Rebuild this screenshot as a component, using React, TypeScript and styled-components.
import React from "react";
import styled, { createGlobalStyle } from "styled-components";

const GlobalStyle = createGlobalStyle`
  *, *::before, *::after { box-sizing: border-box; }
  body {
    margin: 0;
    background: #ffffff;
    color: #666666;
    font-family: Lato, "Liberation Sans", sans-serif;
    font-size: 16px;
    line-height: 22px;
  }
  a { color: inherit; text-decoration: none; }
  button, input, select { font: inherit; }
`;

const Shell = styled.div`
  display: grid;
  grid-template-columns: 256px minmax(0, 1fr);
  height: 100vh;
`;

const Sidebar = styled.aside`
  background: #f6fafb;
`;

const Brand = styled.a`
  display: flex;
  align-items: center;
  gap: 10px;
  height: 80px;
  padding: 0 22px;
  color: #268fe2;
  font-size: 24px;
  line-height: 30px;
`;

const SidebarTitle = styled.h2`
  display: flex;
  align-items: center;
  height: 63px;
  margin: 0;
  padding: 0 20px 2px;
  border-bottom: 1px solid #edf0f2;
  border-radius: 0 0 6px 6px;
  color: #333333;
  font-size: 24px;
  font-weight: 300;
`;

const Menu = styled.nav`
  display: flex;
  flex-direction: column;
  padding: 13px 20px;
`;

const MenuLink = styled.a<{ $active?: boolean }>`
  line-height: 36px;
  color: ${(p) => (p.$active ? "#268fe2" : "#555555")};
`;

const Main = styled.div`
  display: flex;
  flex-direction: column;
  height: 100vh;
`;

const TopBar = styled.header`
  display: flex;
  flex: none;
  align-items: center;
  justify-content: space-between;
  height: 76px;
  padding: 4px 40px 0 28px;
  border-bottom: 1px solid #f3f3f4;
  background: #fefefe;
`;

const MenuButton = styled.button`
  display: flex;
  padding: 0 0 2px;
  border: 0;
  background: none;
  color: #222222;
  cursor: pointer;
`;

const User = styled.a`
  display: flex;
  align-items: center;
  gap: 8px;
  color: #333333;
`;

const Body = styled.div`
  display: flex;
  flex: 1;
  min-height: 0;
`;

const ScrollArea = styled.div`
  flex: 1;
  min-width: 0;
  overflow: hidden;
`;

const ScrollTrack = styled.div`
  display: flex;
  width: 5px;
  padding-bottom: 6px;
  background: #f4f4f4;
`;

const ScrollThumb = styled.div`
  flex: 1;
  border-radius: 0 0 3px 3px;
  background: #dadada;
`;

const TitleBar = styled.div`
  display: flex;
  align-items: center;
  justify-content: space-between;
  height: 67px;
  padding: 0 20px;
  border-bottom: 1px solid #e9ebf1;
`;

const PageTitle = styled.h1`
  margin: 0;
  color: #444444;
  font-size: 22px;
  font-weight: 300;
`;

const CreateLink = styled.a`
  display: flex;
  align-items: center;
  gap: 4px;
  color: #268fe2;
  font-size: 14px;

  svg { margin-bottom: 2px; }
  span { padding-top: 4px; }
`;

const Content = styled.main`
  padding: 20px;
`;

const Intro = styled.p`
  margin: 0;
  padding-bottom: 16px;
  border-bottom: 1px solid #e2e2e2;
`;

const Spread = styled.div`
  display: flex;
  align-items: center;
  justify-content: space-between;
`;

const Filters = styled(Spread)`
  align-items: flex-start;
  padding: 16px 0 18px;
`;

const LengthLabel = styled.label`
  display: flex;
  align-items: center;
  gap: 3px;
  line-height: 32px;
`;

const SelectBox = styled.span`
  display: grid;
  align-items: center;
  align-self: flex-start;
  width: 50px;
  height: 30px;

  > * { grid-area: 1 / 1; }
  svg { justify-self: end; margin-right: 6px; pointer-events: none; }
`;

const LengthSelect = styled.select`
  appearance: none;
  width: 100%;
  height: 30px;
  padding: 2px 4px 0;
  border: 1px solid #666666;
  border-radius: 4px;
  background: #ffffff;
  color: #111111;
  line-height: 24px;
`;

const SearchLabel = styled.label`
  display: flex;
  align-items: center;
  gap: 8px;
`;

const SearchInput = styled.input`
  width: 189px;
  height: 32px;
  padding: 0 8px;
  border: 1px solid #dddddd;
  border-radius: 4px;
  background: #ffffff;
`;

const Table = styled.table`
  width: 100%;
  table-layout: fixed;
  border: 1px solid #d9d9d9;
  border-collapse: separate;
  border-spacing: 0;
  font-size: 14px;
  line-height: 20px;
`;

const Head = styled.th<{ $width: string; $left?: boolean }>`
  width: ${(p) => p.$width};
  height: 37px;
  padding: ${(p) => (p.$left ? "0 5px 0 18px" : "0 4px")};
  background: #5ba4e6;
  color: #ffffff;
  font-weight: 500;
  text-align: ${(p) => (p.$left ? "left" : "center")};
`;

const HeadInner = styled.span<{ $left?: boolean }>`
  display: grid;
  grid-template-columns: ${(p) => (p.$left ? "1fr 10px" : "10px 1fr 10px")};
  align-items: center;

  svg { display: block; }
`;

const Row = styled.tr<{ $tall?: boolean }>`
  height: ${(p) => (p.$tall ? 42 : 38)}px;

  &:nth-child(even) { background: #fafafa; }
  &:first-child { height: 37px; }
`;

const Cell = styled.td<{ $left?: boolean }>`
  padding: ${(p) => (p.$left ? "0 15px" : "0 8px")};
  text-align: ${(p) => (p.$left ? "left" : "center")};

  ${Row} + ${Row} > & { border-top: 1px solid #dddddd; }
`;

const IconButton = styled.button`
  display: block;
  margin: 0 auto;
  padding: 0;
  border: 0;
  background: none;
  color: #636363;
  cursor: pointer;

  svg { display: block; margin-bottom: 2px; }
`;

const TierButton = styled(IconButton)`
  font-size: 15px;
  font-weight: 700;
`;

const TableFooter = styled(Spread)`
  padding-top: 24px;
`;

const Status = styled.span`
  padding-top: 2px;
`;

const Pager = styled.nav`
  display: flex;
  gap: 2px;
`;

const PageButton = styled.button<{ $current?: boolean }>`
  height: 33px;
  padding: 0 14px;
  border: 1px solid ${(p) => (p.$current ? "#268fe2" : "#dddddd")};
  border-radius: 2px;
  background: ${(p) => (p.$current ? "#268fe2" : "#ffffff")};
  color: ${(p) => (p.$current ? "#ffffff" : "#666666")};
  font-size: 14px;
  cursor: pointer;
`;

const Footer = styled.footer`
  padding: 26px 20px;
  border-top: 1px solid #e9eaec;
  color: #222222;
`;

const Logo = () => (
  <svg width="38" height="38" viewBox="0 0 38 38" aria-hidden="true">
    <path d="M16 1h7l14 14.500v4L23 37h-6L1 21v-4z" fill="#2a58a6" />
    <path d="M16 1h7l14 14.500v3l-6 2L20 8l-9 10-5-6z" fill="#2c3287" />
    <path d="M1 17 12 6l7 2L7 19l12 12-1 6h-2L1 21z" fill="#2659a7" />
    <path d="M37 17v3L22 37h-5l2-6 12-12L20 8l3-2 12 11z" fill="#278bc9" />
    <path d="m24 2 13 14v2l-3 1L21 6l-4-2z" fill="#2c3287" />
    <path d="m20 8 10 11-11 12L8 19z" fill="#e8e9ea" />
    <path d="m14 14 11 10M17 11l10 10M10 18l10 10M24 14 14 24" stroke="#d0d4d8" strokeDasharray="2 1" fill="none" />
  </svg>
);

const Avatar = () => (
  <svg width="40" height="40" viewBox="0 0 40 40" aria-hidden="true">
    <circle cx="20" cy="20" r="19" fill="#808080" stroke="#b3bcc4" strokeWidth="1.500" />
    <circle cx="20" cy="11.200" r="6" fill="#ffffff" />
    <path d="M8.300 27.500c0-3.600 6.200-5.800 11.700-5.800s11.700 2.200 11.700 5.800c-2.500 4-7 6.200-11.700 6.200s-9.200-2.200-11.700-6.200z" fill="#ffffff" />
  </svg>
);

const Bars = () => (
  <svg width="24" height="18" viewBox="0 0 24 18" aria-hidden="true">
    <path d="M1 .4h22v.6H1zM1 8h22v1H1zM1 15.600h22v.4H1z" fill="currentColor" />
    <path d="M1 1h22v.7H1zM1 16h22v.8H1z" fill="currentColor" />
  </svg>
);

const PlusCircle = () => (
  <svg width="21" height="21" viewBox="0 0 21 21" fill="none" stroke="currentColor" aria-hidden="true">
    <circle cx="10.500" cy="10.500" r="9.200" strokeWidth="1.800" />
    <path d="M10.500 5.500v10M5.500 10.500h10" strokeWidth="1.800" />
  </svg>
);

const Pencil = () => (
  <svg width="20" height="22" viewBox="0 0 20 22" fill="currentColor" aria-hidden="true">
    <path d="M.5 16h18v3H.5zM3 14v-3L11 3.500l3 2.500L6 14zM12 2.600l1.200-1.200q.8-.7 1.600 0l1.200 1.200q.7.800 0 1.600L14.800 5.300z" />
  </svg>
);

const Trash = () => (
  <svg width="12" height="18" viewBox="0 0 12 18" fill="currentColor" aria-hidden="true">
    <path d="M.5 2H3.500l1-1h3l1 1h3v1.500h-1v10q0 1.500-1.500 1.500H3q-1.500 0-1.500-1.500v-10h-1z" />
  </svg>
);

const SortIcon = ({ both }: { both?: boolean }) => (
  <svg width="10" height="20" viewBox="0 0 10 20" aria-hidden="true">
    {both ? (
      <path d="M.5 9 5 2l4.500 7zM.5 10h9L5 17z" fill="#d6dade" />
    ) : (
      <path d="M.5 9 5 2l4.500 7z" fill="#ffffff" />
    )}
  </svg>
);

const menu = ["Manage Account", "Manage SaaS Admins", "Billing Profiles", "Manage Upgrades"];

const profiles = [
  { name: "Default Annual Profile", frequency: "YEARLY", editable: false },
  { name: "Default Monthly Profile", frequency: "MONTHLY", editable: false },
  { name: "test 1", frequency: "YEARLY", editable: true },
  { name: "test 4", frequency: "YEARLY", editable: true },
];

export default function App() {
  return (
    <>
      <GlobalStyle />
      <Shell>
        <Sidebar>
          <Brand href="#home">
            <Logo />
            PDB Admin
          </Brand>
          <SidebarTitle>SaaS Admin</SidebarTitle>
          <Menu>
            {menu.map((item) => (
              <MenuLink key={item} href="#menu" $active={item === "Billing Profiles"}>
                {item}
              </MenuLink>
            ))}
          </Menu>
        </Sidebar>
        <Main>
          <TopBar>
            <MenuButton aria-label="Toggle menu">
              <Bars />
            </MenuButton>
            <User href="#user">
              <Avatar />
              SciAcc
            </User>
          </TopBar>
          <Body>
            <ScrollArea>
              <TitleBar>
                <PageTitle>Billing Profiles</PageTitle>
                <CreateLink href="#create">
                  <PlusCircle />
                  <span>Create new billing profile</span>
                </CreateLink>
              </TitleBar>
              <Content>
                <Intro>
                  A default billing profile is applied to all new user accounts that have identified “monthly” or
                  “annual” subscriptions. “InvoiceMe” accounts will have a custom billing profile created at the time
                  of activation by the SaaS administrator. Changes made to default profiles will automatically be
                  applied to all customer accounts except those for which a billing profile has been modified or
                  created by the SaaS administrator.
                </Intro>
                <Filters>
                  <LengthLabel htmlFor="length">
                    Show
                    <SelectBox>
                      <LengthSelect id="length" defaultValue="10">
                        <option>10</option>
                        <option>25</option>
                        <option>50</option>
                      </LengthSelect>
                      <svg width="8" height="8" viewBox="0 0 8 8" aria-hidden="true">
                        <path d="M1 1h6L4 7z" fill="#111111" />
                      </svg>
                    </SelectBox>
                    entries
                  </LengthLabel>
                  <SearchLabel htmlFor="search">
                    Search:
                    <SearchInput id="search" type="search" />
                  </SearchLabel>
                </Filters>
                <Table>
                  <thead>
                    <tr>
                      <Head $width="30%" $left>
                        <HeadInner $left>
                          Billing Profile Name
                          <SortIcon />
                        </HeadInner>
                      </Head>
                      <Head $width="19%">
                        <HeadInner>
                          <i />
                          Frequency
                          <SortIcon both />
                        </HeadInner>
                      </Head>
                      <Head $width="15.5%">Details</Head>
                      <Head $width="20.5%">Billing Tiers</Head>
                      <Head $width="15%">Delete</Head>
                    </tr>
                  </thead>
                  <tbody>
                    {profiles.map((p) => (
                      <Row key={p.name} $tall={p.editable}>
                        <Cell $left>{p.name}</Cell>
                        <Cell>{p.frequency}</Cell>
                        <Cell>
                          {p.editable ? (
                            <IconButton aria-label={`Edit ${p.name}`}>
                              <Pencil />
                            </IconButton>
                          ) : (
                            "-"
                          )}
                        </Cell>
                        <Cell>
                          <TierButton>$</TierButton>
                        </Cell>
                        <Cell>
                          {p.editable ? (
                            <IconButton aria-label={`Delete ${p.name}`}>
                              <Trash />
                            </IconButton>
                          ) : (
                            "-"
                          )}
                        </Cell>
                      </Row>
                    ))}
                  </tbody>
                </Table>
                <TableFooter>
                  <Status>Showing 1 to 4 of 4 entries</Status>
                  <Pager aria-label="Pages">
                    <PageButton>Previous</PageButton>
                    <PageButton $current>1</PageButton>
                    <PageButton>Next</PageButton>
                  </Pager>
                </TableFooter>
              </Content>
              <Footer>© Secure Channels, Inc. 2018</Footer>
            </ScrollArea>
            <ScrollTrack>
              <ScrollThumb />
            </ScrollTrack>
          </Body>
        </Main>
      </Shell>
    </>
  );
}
• • • •
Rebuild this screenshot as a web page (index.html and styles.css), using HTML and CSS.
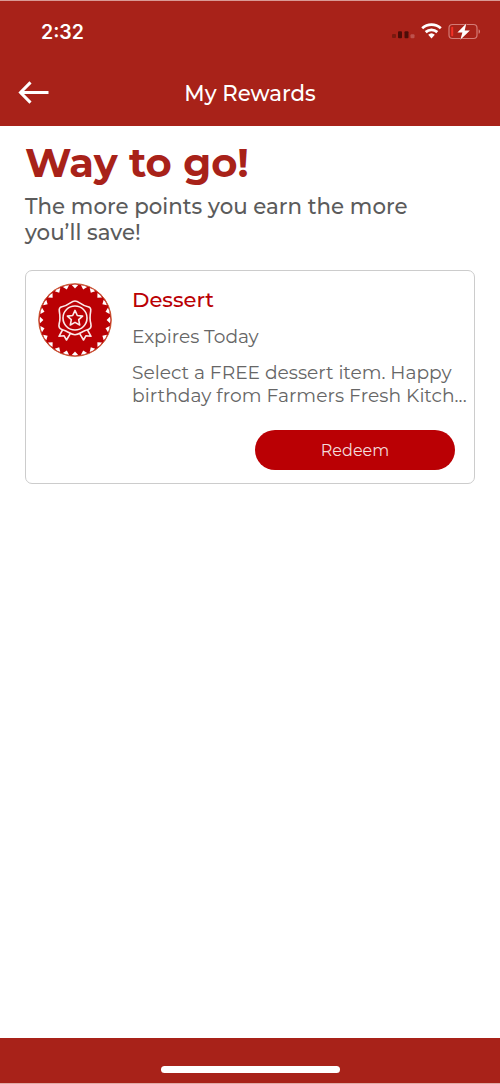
• • • •
● **WHAT IS NEEDED**:
In the lines above, find each one with "screenshot" and list it.

● **FULL OUTPUT**:
Rebuild this screenshot as a component, using React, TypeScript and styled-components.
Rebuild this screenshot as a web page (index.html and styles.css), using HTML and CSS.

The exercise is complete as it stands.